When Iain Duncan Smith was dispensed with as leader of the Tory party, he could have been forgiven for sloping off towards a couple of directorships and an easier life.

Instead, he devoted himself to finding solutions to some of society's most deep-rooted and damaging ailments. The story of his inspiration for the Centre for Social Justice has been told many times. The visit to the Easterhouse estate in Glasgow, and the mother who accused him of being just another politician who would soon forget them. 

He didn't forget her, and won't have forgotten the countless other victims of addiction, family breakdown, educational failure and welfare dependency that he has met and spoken to in the years since. 

In 2010 I went back to Easterhouse with Iain, where he was greeted like an old friend by a man who lost his son to heroin and spent his days trying to ensure that no more Easterhouse parents endured the same trauma. 

What did these two men have in common? It's hard to imagine two more divergent lives, and yet both of them were determined to do what they could to help others out of poverty and despair. Throughout the rest of the day we walked all over the estate and the surrounding area. Iain knows it well, and many people there know him. He talked to everyone he met, and there was nothing tokenistic about it. This was not your average fact finding visit and Iain is not your average politician. I've met average politicians dozens of times. They're everywhere. What I wish there were more of is people like Iain.

Whatever faults caused him to lose the party leadership, they're not visible when you see him standing outside a betting shop in the most deprived part of Glasgow, drawing a crowd with his mixture of humour, compassion and conviction. He was never patronising and he was always interested.

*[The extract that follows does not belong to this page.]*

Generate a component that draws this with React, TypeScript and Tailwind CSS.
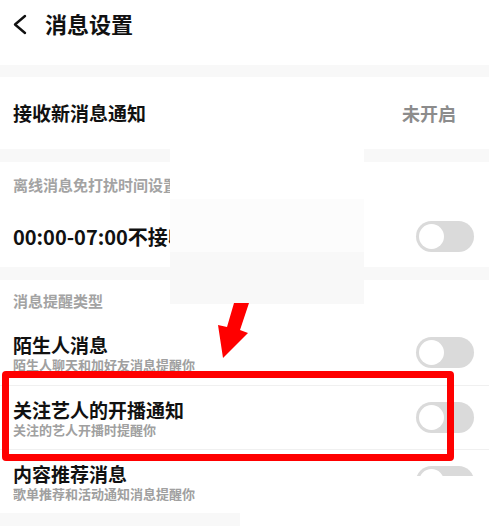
import React from 'react';

const font = { fontFamily: '"Noto Sans CJK SC", "Noto Sans", sans-serif' };

function Toggle() {
  return (
    <div className="w-[58px] h-[31px] rounded-full bg-[#dadada] flex items-center pl-[3px] shrink-0">
      <div className="w-[25px] h-[25px] rounded-full bg-white" />
    </div>
  );
}

function Band() {
  return <div className="h-[13px] bg-[#f8f8f8]" />;
}

function SwitchRow({ title, sub, h, divider, big }: { title: string; sub?: string; h: string; divider?: boolean; big?: boolean }) {
  return (
    <div className={`${h} flex items-center justify-between pl-[13px] pr-[15px] ${divider ? 'border-b border-[#f0f0f0]' : ''}`}>
      <div className="flex flex-col">
        <span className={`${big ? 'text-[20px]' : 'text-[19px]'} leading-[21px] font-bold text-[#111]`}>{title}</span>
        {sub && <span className="text-[13px] leading-[14px] mt-[3px] font-bold text-[#a0a0a0]">{sub}</span>}
      </div>
      <Toggle />
    </div>
  );
}

export default function App() {
  return (
    <div className="relative w-[489px] h-[527px] overflow-hidden bg-white" style={font}>
      {/* header */}
      <div className="h-[65px] flex items-start pl-[12px] pt-[8px]">
        <svg width="16" height="22" viewBox="0 0 16 22" className="mt-[6px]">
          <polyline points="13,2 3,10.5 13,19" fill="none" stroke="#111" strokeWidth="2.4" strokeLinecap="round" strokeLinejoin="round" />
        </svg>
        <span className="ml-[17px] text-[22px] leading-[30px] font-bold text-[#111]">消息设置</span>
      </div>
      <div className="h-[12px] bg-[#f8f8f8]" />

      <div className="h-[72px] flex items-center justify-between pl-[13px] pr-[33px]">
        <span className="text-[19px] font-bold text-[#111]">接收新消息通知</span>
        <span className="text-[18px] font-bold text-[#8c8c8c]">未开启</span>
      </div>
      <Band />

      <div className="h-[43px] flex items-center pl-[13px] pt-[4px]">
        <span className="text-[15px] font-bold text-[#a3a3a3]">离线消息免打扰时间设置</span>
      </div>
      <SwitchRow title="00:00-07:00不接收消息通知" h="h-[62px]" big />
      <Band />

      <div className="h-[40px] flex items-center pl-[13px] pt-[2px]">
        <span className="text-[15px] font-bold text-[#a3a3a3]">消息提醒类型</span>
      </div>
      <SwitchRow title="陌生人消息" sub="陌生人聊天和加好友消息提醒你" h="h-[66px]" divider />
      <SwitchRow title="关注艺人的开播通知" sub="关注的艺人开播时提醒你" h="h-[64px]" divider />
      <SwitchRow title="内容推荐消息" sub="歌单推荐和活动通知消息提醒你" h="h-[63px]" />
      <Band />

      {/* pasted cover patches */}
      <div className="absolute left-[170px] top-[145px] w-[194px] h-[159px] flex flex-col">
        <div className="h-[54px] bg-white" />
        <div className="h-[53px] bg-[#fcfcfc]" />
        <div className="h-[52px] bg-[#f8f8f8]" />
      </div>
      <div className="absolute left-[240px] top-[476px] w-[249px] h-[51px] bg-white" />

      {/* annotation arrow */}
      <svg className="absolute left-0 top-0" width="489" height="527" viewBox="0 0 489 527">
        <polygon points="234,303 249,303 240,330 248,333 223,358 218,325 227,327" fill="#ff0000" />
      </svg>

      {/* annotation box */}
      <div className="absolute left-[2px] top-[371px] w-[452px] h-[90px] border-[7px] border-[#ff0000] rounded-[4px]" />
    </div>
  );
}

Everything he saw on such trips has informed not only his thinking but also the work of the CSJ, who have done more to improve the lives of the most disadvantaged than Owen Jones could do in a lifetime's worth of angry media appearances. Working with a network of small, poverty-fighting charities, the CSJ has developed hundreds of policies designed to tackle everything from educational failure and addiction, to human trafficking and personal debt.

These policies don't just line book shelves in reception, they are being implemented right now - in the Treasury, the Department for Education, the Home Office, the Department for Health and of course the Department for Work and Pensions. Iain has put social justice at the heart of government.

So the caricature of him as a heartless bean-counting right-winger just won't wash. Describing him as such might give Guardian readers something to agree about at a dinner party but it's a description that devalues the debate and highlights how weak the ground is upon which his opponents stand and shout.  

His welfare reforms are a rare thing in politics; they're morally right, necessary and popular. Not even the Labour party, for all its indignation, says whether it would reverse the reforms or not. 

Iain's opponents can criticise his methods all they like, but they should have a little more respect for his motives.